Objective
Below is a block of records. Copy every line in it that contains the word "screenshot".

(A run of records)
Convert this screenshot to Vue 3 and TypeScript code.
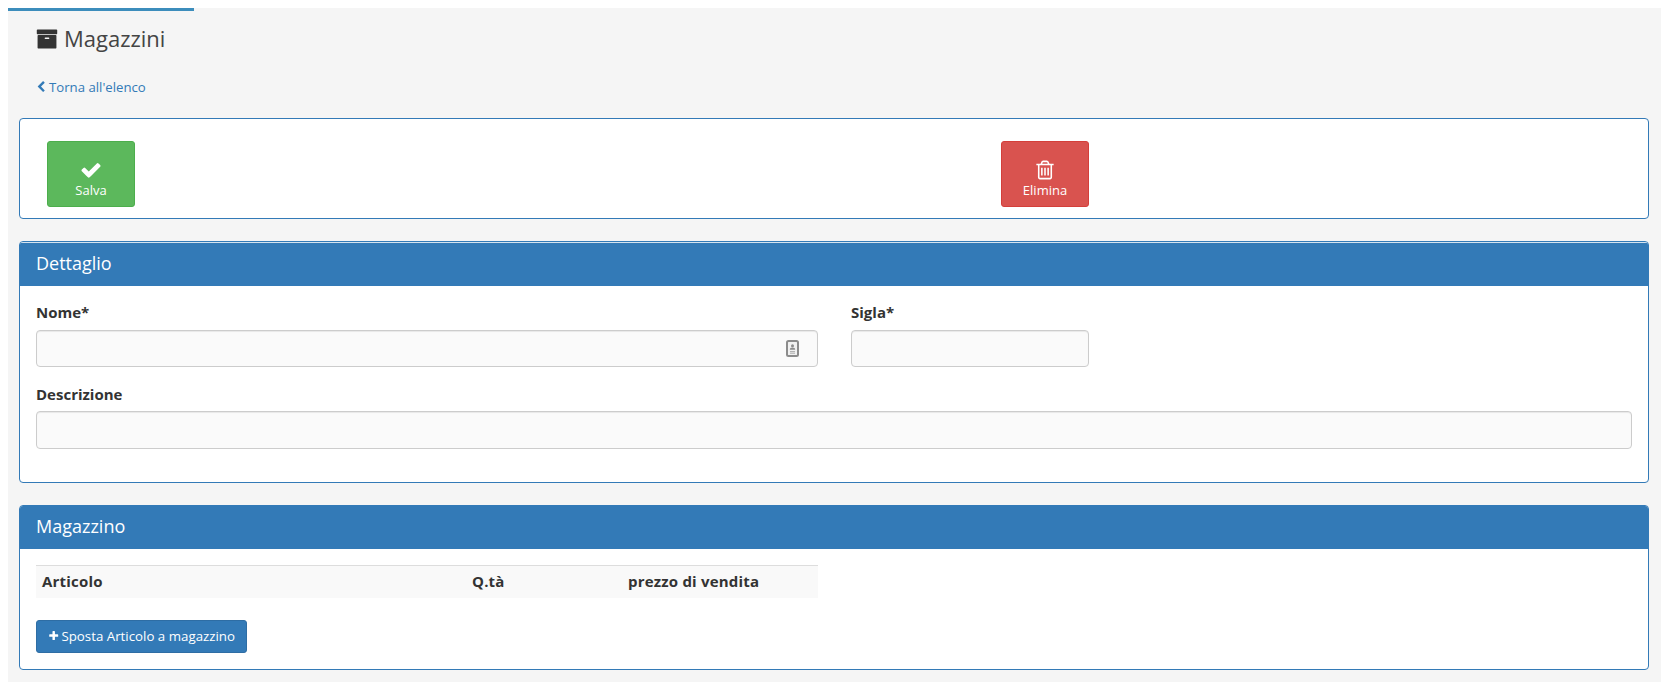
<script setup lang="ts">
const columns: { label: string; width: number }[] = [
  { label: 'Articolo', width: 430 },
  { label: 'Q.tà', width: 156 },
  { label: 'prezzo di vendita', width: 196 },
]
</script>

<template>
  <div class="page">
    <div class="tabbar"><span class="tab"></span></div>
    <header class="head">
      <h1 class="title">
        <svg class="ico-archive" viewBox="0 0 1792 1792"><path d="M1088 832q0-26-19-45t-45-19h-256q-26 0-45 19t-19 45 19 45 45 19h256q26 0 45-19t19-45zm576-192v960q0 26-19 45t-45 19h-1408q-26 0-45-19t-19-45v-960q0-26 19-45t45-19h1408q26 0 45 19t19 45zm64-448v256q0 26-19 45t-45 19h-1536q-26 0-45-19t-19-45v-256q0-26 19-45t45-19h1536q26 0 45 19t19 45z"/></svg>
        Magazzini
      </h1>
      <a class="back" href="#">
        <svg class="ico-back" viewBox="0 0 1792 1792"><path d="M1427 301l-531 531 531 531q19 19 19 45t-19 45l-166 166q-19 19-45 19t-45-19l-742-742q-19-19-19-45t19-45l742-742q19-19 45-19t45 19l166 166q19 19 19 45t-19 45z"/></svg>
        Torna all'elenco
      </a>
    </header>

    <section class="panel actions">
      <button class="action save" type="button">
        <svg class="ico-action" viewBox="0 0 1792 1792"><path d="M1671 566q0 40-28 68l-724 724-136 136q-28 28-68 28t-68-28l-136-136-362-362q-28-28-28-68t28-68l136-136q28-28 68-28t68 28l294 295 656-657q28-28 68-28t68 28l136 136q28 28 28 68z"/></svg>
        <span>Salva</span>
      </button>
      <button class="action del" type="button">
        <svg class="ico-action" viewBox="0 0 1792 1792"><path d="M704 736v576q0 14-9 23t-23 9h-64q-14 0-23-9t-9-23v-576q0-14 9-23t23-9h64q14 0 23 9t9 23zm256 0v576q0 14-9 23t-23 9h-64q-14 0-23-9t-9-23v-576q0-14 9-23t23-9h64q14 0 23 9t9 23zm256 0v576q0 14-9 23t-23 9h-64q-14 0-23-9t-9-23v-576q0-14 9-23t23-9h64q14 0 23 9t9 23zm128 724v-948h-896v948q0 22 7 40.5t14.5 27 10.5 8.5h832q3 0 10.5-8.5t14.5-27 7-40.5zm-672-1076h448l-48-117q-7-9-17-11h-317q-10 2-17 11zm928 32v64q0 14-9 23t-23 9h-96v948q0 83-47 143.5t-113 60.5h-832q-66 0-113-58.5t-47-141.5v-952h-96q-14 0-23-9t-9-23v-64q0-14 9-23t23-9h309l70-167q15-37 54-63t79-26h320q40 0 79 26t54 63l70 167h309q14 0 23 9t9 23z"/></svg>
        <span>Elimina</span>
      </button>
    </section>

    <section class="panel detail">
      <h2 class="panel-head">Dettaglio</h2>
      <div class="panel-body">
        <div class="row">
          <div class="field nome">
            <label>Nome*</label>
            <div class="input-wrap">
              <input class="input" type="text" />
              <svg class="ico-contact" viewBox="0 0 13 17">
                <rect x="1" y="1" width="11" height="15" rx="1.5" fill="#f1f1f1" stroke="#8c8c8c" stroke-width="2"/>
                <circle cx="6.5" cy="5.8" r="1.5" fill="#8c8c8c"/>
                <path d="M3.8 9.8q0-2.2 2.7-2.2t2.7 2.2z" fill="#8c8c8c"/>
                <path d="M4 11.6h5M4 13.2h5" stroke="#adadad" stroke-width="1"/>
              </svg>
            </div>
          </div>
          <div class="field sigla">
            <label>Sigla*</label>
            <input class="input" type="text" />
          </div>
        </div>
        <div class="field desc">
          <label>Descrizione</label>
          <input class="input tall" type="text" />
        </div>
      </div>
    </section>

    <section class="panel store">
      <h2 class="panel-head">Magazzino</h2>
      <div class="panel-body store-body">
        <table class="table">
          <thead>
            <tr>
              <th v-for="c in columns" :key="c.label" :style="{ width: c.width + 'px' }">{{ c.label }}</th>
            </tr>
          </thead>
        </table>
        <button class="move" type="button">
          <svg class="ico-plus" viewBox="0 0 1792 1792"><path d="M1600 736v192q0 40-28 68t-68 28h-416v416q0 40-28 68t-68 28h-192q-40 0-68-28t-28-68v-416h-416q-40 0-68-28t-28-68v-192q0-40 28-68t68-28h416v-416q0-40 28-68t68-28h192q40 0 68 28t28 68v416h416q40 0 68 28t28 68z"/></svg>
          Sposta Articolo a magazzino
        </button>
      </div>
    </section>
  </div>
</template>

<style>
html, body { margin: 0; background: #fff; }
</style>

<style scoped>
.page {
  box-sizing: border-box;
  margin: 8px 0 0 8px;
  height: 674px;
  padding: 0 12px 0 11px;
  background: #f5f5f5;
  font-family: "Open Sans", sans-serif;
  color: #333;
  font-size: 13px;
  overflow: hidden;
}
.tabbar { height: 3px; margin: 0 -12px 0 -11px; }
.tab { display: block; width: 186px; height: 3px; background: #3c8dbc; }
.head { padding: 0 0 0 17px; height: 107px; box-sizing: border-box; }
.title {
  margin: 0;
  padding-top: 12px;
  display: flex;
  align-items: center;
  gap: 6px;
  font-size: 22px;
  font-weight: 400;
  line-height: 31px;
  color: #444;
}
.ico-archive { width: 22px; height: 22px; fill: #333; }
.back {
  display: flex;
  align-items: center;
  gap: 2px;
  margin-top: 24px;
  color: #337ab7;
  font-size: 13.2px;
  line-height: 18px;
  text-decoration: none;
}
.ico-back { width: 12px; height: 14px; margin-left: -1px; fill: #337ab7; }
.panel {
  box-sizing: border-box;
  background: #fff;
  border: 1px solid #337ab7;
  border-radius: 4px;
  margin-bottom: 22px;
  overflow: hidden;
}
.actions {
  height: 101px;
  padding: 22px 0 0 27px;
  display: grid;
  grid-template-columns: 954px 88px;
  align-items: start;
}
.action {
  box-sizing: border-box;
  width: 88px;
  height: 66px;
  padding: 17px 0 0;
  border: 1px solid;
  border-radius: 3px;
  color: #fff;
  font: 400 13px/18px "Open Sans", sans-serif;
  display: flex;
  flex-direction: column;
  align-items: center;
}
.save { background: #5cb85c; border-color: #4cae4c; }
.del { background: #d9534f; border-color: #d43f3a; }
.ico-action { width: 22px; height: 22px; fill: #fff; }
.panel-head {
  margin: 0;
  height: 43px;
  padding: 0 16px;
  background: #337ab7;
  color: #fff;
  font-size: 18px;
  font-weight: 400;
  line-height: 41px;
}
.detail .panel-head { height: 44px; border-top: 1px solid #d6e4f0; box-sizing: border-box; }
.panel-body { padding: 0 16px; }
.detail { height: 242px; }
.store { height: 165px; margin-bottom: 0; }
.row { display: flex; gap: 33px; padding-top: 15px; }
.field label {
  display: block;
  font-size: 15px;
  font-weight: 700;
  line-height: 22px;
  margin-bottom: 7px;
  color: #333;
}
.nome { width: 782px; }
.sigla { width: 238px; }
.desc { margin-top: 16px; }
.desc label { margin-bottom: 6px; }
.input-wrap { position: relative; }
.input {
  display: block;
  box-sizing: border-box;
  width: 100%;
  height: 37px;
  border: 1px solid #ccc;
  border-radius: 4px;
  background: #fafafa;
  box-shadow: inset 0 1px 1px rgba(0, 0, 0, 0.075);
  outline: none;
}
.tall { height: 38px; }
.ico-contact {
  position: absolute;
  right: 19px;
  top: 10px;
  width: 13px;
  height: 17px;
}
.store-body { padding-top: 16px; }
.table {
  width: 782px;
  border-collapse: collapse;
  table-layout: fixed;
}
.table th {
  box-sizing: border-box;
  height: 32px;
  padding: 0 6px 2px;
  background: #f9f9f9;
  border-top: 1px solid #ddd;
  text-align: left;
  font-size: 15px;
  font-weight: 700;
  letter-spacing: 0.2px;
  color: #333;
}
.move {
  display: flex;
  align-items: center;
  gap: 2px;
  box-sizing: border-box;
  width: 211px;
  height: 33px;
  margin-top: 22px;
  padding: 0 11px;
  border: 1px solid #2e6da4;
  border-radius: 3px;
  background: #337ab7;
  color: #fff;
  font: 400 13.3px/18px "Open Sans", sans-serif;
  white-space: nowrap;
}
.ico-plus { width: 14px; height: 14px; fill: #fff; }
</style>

...

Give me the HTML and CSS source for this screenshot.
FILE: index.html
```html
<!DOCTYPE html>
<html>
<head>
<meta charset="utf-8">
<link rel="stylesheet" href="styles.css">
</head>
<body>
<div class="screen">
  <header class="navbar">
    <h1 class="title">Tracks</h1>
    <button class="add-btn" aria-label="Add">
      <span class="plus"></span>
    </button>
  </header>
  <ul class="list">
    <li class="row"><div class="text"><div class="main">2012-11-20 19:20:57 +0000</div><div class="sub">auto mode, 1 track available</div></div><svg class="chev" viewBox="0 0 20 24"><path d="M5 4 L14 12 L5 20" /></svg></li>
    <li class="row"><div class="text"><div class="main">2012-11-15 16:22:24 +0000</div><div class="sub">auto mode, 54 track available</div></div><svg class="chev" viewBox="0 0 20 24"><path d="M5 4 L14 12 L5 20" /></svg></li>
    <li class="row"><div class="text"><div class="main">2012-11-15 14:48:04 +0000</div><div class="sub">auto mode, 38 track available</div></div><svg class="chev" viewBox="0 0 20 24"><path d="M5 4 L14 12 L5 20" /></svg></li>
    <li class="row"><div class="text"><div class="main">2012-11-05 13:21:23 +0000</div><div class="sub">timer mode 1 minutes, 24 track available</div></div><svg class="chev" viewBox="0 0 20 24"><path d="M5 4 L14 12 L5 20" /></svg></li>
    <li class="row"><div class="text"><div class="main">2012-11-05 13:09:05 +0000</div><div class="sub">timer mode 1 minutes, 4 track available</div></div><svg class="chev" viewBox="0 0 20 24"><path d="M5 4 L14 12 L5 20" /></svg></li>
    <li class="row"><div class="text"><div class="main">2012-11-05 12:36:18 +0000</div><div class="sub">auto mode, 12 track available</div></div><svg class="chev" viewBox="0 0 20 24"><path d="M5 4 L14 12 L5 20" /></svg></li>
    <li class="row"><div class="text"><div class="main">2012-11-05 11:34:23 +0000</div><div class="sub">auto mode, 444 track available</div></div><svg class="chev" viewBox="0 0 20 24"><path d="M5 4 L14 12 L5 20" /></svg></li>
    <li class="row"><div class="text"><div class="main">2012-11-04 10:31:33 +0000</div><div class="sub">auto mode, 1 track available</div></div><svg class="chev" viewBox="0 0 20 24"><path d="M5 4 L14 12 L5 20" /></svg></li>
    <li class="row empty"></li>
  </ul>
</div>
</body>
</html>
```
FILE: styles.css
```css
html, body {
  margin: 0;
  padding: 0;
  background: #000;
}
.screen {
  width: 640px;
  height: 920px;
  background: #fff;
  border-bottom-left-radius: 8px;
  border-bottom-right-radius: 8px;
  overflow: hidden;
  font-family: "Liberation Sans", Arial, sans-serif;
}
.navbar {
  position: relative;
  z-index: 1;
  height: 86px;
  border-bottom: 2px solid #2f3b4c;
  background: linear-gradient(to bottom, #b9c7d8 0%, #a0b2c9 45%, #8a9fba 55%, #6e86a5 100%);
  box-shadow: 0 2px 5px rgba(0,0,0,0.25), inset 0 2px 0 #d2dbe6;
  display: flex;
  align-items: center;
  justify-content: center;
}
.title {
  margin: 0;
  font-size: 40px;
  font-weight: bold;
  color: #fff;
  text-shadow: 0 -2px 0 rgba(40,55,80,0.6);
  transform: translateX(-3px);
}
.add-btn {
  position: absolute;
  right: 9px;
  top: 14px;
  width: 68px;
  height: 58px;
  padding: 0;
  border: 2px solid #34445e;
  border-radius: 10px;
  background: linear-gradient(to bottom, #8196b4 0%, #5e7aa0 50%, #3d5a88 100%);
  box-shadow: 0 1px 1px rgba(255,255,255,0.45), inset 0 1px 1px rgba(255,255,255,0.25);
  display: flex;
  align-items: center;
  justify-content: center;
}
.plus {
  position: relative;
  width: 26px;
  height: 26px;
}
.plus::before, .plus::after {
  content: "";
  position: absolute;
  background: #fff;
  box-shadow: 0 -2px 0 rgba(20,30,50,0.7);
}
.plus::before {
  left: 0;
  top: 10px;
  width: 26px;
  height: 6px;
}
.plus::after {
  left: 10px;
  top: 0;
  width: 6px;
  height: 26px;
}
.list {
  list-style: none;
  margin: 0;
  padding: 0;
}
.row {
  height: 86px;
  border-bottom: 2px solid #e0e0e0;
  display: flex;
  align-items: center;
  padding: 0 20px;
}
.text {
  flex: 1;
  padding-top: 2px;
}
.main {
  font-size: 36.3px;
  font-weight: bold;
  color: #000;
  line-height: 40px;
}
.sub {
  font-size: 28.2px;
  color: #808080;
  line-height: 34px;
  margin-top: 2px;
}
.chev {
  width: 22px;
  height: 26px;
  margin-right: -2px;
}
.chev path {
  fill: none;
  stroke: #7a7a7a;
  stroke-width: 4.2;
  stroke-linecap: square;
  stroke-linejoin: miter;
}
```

--

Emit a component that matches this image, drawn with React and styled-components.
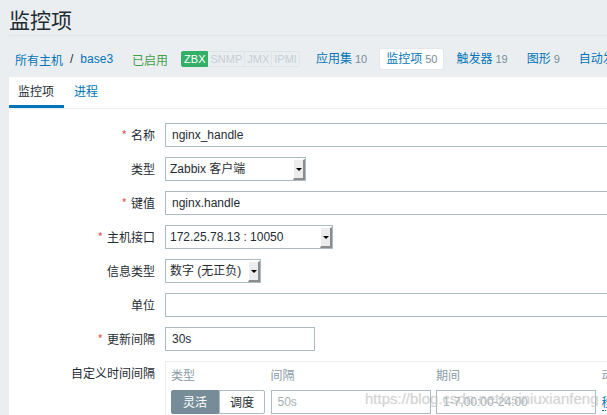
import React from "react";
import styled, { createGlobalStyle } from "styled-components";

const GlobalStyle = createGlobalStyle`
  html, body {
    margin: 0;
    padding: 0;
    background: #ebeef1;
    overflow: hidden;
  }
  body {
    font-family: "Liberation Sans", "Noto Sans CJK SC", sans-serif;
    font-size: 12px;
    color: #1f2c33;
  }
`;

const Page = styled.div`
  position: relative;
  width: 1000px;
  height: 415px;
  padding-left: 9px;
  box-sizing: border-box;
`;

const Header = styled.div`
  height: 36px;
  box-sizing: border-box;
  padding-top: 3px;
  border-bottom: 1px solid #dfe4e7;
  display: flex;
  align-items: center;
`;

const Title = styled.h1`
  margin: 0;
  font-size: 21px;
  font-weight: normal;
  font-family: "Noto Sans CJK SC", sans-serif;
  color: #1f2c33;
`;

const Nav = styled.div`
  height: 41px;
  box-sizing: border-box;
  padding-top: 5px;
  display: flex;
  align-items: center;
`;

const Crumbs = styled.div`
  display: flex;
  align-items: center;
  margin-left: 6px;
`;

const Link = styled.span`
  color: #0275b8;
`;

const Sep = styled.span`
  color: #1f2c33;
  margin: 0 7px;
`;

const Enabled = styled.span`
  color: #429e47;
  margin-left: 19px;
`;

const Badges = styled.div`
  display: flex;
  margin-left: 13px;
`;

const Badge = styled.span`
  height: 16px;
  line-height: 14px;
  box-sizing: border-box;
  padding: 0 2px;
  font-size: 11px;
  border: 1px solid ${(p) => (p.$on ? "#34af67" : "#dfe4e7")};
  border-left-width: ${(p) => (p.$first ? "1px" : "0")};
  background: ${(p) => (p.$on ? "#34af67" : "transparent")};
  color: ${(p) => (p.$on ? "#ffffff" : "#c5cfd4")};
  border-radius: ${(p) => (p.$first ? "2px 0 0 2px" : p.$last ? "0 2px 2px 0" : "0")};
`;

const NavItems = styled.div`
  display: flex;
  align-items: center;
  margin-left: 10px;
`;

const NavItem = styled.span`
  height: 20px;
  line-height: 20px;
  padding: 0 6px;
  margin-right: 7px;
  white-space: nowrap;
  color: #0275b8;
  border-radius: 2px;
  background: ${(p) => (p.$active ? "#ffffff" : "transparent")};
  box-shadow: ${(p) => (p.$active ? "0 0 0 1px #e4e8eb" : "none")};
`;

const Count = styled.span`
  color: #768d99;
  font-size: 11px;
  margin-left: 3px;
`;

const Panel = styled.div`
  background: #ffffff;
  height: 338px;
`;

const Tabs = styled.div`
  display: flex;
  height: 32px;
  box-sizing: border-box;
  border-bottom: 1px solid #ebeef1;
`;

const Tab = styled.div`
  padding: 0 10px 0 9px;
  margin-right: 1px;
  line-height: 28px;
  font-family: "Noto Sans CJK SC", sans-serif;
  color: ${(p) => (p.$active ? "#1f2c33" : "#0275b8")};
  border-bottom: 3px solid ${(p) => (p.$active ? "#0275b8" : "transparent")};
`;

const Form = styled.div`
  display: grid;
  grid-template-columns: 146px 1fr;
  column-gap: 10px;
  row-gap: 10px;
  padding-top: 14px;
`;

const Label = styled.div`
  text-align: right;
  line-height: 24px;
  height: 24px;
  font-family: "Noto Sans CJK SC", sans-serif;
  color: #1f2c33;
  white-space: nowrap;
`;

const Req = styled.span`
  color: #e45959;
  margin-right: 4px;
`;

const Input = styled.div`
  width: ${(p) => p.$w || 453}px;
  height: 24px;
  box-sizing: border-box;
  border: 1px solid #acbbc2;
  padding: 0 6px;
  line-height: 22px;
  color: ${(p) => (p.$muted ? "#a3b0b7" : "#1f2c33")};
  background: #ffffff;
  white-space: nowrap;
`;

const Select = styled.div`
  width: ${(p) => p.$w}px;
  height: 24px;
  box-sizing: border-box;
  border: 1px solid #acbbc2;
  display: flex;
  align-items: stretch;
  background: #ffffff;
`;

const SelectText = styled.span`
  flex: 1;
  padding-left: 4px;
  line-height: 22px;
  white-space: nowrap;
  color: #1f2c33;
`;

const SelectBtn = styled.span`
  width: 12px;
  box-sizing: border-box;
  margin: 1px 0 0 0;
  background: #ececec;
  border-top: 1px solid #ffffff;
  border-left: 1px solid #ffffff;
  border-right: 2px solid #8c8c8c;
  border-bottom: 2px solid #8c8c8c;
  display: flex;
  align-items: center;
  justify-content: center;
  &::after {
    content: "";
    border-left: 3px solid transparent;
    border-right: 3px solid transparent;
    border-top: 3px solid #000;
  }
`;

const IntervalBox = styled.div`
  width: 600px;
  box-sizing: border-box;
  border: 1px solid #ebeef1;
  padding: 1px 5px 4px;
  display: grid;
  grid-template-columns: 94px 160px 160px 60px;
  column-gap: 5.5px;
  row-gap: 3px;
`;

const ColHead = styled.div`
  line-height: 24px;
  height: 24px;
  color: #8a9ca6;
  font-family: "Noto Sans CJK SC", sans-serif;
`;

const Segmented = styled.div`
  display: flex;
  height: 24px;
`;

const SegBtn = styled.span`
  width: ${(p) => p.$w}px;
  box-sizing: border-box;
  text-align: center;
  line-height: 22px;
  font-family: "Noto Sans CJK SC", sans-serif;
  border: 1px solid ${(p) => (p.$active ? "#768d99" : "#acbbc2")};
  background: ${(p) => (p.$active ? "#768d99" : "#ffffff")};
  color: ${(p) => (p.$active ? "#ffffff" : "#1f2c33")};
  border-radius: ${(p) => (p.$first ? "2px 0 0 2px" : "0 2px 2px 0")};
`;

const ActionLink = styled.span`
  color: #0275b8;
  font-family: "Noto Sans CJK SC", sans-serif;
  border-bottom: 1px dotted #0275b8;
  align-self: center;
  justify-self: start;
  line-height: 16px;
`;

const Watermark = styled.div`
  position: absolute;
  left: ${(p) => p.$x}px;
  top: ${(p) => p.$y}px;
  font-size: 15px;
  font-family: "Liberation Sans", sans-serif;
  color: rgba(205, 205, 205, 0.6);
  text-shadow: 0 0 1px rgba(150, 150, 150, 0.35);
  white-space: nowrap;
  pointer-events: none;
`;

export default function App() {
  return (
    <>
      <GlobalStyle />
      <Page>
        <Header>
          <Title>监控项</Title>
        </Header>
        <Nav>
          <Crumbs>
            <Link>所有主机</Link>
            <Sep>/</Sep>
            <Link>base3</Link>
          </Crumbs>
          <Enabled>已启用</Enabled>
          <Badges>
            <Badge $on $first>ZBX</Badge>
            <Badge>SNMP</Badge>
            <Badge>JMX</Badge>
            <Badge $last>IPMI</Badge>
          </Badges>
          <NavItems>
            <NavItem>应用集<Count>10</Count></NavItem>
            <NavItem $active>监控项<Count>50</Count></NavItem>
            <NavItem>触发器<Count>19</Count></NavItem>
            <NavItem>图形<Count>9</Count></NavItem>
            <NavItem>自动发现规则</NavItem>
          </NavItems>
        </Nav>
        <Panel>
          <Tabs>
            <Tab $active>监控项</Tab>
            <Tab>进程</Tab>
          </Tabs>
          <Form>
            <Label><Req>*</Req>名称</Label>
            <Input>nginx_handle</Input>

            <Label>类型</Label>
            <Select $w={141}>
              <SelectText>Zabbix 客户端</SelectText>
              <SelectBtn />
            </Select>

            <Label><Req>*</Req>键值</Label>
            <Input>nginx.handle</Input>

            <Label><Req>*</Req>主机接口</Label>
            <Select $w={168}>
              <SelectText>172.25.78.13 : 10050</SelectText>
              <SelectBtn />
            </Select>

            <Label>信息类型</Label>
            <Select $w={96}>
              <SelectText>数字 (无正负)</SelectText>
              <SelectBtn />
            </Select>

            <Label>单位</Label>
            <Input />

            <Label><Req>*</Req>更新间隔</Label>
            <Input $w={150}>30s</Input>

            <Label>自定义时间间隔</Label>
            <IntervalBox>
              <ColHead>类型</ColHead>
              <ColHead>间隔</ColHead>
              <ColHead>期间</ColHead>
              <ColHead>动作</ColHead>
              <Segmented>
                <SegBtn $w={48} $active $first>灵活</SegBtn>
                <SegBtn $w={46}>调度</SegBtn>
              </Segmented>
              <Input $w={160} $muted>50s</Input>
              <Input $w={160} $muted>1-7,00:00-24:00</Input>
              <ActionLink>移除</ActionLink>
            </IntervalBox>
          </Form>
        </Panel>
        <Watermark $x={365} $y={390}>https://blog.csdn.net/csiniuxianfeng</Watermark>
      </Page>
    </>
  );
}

Result for this task
Convert this screenshot to Vue 3 and TypeScript code.
Give me the HTML and CSS source for this screenshot.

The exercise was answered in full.